**Supplied material:**
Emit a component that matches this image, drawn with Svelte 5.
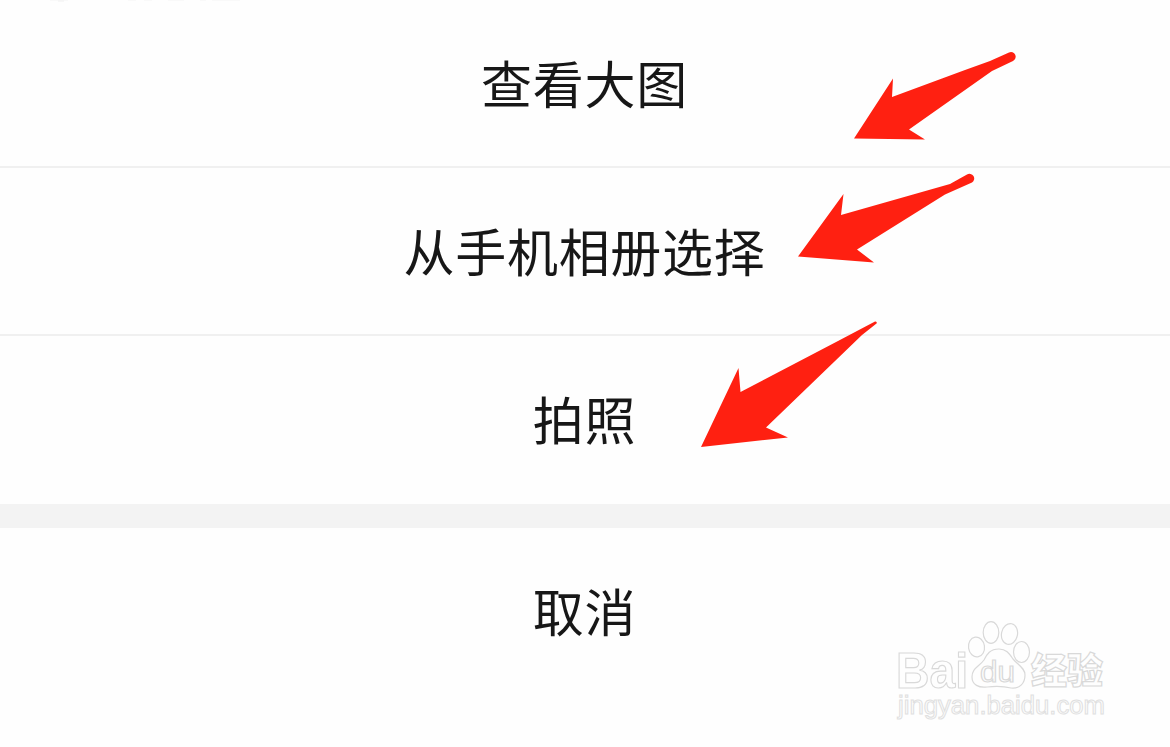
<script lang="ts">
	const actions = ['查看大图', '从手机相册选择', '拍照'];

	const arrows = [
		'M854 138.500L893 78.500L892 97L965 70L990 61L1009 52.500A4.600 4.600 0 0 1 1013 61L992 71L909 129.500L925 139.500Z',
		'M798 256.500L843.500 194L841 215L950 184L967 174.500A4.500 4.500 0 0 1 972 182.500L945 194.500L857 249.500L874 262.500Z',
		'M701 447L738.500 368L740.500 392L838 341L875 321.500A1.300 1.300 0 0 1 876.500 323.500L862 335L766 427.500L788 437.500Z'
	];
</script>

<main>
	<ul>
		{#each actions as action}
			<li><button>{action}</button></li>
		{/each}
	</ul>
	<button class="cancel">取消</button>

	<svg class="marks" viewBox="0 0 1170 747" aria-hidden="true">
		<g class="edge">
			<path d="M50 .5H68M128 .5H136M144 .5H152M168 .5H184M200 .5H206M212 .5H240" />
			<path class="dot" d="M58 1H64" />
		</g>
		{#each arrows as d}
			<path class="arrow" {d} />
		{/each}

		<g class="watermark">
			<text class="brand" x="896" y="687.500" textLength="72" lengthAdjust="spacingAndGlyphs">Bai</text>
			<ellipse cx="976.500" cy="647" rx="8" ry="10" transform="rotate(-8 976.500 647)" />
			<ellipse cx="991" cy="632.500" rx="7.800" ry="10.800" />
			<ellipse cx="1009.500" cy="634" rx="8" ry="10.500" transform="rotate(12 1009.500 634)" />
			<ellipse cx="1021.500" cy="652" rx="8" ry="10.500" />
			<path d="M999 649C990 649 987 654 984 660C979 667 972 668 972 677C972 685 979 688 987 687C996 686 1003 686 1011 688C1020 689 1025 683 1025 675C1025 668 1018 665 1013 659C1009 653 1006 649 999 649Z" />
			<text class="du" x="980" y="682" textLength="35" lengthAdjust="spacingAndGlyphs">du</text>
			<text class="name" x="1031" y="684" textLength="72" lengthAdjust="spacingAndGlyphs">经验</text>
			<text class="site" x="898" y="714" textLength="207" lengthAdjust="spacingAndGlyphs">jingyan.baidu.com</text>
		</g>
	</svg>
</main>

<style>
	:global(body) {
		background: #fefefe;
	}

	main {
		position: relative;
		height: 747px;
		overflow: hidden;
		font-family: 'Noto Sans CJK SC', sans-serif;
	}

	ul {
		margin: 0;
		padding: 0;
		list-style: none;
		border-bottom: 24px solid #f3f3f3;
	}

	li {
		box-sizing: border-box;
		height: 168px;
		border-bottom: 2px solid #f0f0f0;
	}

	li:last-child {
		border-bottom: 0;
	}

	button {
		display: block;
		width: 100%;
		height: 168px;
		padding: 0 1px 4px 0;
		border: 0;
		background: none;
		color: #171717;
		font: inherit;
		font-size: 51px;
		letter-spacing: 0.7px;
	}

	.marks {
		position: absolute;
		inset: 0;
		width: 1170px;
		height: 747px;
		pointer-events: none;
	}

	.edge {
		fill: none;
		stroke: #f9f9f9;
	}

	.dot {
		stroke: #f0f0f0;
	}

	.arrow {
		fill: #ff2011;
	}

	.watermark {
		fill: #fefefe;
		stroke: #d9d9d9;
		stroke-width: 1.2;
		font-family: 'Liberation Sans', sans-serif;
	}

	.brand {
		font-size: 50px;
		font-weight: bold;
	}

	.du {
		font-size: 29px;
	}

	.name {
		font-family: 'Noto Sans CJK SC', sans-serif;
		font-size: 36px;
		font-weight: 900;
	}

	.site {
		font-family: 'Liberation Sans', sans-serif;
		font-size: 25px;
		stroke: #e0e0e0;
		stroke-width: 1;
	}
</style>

**Objective:**
Copy all the lines of data exactly as they appear, dropping any images.

**Task solution:**
Emit a component that matches this image, drawn with Svelte 5.
<script lang="ts">
	const actions = ['查看大图', '从手机相册选择', '拍照'];

	const arrows = [
		'M854 138.500L893 78.500L892 97L965 70L990 61L1009 52.500A4.600 4.600 0 0 1 1013 61L992 71L909 129.500L925 139.500Z',
		'M798 256.500L843.500 194L841 215L950 184L967 174.500A4.500 4.500 0 0 1 972 182.500L945 194.500L857 249.500L874 262.500Z',
		'M701 447L738.500 368L740.500 392L838 341L875 321.500A1.300 1.300 0 0 1 876.500 323.500L862 335L766 427.500L788 437.500Z'
	];
</script>

<main>
	<ul>
		{#each actions as action}
			<li><button>{action}</button></li>
		{/each}
	</ul>
	<button class="cancel">取消</button>

	<svg class="marks" viewBox="0 0 1170 747" aria-hidden="true">
		<g class="edge">
			<path d="M50 .5H68M128 .5H136M144 .5H152M168 .5H184M200 .5H206M212 .5H240" />
			<path class="dot" d="M58 1H64" />
		</g>
		{#each arrows as d}
			<path class="arrow" {d} />
		{/each}

		<g class="watermark">
			<text class="brand" x="896" y="687.500" textLength="72" lengthAdjust="spacingAndGlyphs">Bai</text>
			<ellipse cx="976.500" cy="647" rx="8" ry="10" transform="rotate(-8 976.500 647)" />
			<ellipse cx="991" cy="632.500" rx="7.800" ry="10.800" />
			<ellipse cx="1009.500" cy="634" rx="8" ry="10.500" transform="rotate(12 1009.500 634)" />
			<ellipse cx="1021.500" cy="652" rx="8" ry="10.500" />
			<path d="M999 649C990 649 987 654 984 660C979 667 972 668 972 677C972 685 979 688 987 687C996 686 1003 686 1011 688C1020 689 1025 683 1025 675C1025 668 1018 665 1013 659C1009 653 1006 649 999 649Z" />
			<text class="du" x="980" y="682" textLength="35" lengthAdjust="spacingAndGlyphs">du</text>
			<text class="name" x="1031" y="684" textLength="72" lengthAdjust="spacingAndGlyphs">经验</text>
			<text class="site" x="898" y="714" textLength="207" lengthAdjust="spacingAndGlyphs">jingyan.baidu.com</text>
		</g>
	</svg>
</main>

<style>
	:global(body) {
		background: #fefefe;
	}

	main {
		position: relative;
		height: 747px;
		overflow: hidden;
		font-family: 'Noto Sans CJK SC', sans-serif;
	}

	ul {
		margin: 0;
		padding: 0;
		list-style: none;
		border-bottom: 24px solid #f3f3f3;
	}

	li {
		box-sizing: border-box;
		height: 168px;
		border-bottom: 2px solid #f0f0f0;
	}

	li:last-child {
		border-bottom: 0;
	}

	button {
		display: block;
		width: 100%;
		height: 168px;
		padding: 0 1px 4px 0;
		border: 0;
		background: none;
		color: #171717;
		font: inherit;
		font-size: 51px;
		letter-spacing: 0.7px;
	}

	.marks {
		position: absolute;
		inset: 0;
		width: 1170px;
		height: 747px;
		pointer-events: none;
	}

	.edge {
		fill: none;
		stroke: #f9f9f9;
	}

	.dot {
		stroke: #f0f0f0;
	}

	.arrow {
		fill: #ff2011;
	}

	.watermark {
		fill: #fefefe;
		stroke: #d9d9d9;
		stroke-width: 1.2;
		font-family: 'Liberation Sans', sans-serif;
	}

	.brand {
		font-size: 50px;
		font-weight: bold;
	}

	.du {
		font-size: 29px;
	}

	.name {
		font-family: 'Noto Sans CJK SC', sans-serif;
		font-size: 36px;
		font-weight: 900;
	}

	.site {
		font-family: 'Liberation Sans', sans-serif;
		font-size: 25px;
		stroke: #e0e0e0;
		stroke-width: 1;
	}
</style>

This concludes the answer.